Ho detto e scritto in decine di occasioni che la proposta dell'ottimo management di Sky Italia (50 milioni di euro per sette anni per, di fatto, l'intero bouquet RAI; prendere o lasciare) era del tutto inaccettabile quando RAI valutava oggettivamente ( e prudentemente) il valore del proprio bouquet almeno 200 milioni di euro l'anno. Insomma svendere l'intero palinsesto RAI vincolato a sette anni (perché di questo si trattava) ad un quarto scarso del suo valore effettivo e per di più ad una 'azienda agguerritissima e che fa parte del gruppo che raccoglie la maggiore quota di pubblicità TV al mondo, mi era sembrato all'epoca - e tuttora mi sembra - veramente un po' troppo.

Due considerazioni finali:
a) Ogni vicenda va necessariamente contestualizzata: la disdetta al contratto Sky fu data (peraltro giustamente a mio avviso) dal mio predecessore e il rifiuto alla inadeguata proposta Sky è stata votata, su mia proposta, dal Consiglio d'Amministrazione RAI che se ne è occupato a lungo facendo poi una scelta autenticamente manageriale che afferisca in primis al posizionamento di lungo periodo sui mercati, come sempre deve fare una grande ed importante azienda quale è la Rai.

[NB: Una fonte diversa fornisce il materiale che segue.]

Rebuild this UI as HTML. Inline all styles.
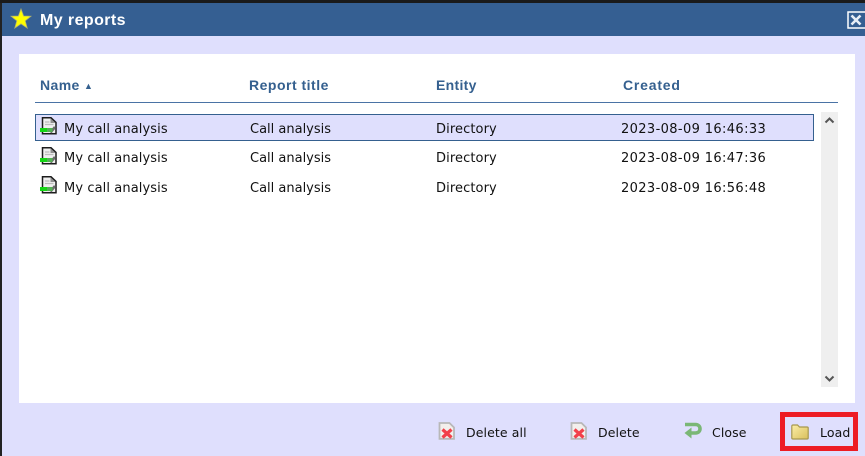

b) La vicenda Sky-Rai è stata ovviamente trattata ai massimi livelli delle due aziende: io e il top managment della Rai abbiamo incontrato più volte Tom Mockridge (all'epoca capo di Sky Italia, poi capo di sky Europa). Io ho avuto anche altri contatti ai più alti livelli. Ebbene mai, dico mai ( e lo possono testimoniare gli alti dirigenti Rai che erano con me e la documentazione nei files Rai che, in parte, io stesso ho pubblicato nel mio libro) Sky ha voluto modificare le sue proposte iniziali : 50 milioni di euro per sette anni (i contratti a sette anni nel mondo sempre in cambiamento delle ICT non li accettano più nemmeno nello Zimbabwe) per, di fatto, l'intero bouquet Rai, prendere o lasciare.

Tutto il resto fa parte delle chiacchiere (un po' patetiche e sempre molto ridicole) dei corridoi di Viale Mazzini.
La realtà, Caro Dago, è che io e il CDA nel 2009 ci siamo rifiutati di svendere la Rai al principale broadcaster televisivo del mondo. Se questo a qualcuno non piace anche a distanza di quattro anni, se ne dovrà fare una ragione.